A note of caution: Don't use branded eLearning content from a competitor company as it may hurt your company image among employees. Ideally sharing resources should happen between companies who are not directly competing for the same markets. Sharing content works best with partners and subcontractors.

5. Become A Badge Issuer

Instead of relying on external certifications for everything your company can become an issuer of Open Badges. This open platform allows learning exchange and standardization of learning activities and can even help your company become an authority in a given area. Speaking about costs saving however, the main advantage here is that the technology is open, relatively simple, and widely adopted. Many ready solutions supporting Open Badges already exist.

6.Use Virtual Gamification

Gamification is one of the best ways to increase learner's engagement. Increased engagement equals better results in shorter time: less employee's time spent in learning, less hours in virtual or real classroom spent and typically better learned material.

If you focus on eLearning then most of the gamification, prizes etc will also be virtual which means your costs for this part can be close to zero.

7. Use Reporting Tools

It's an absolute must to define which courses and modules are really necessary and useful. If you work with an LMS you need to be sure it provides reporting in several main areas:

  • Learner's engagement.
    Which modules, courses and lessons are read most?
  • Learner's retainment.
    Do learners complete the courses and move from module to module or lose interest and find excuses to not complete the learning process?
  • Learner's performance.
    How well have learners completed tests and assignments?

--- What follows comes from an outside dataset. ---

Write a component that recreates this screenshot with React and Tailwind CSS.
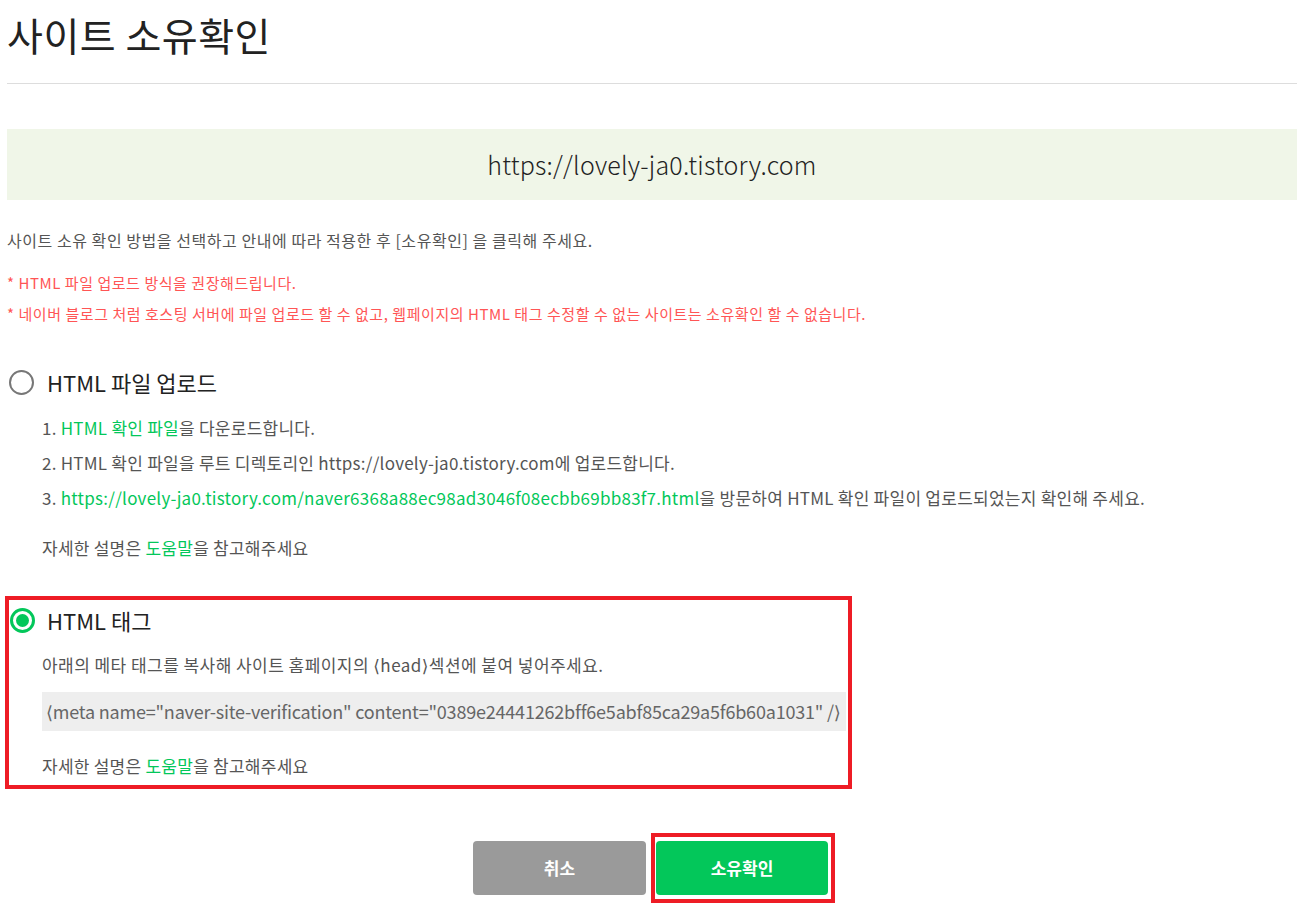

Most software LMS solutions will provide some kind of reporting. Make sure it fits the specifics of your company.

8. Reduce, Reuse, Recycle

You have seen this a lot used from environment activists. How does it apply to learning?

  • Reduce the amount of learning material. Every year you must review the content and see what is not really required, interesting, or engaging. More learning does not mean better learning. On the contrary: overwhelming employees with learning material creates a lot of stress and reduces effectiveness.
  • Reuse learning content between company branches, video material purchased or created in the past, and so on. One of the greatest way to reuse is to video record any offline based lectures and then use the video content for the next learners.
  • Recycle. Perhaps a given course did not perform well and did not engage learners. But is the entire course for the trash? Maybe you can reuse parts of it, rearrange, rewrite the parts that don't perform well, but keep the good parts. Mix them with the new content to reduce the costs of creating it.

Before getting too excited about cutting costs, don't forget that the quality and results of learning have priority. Your company won't stay on top of competition by reducing costs: It does it by being better, having better employees and having a good work process. So while reducing learning costs is important, don't overdo it.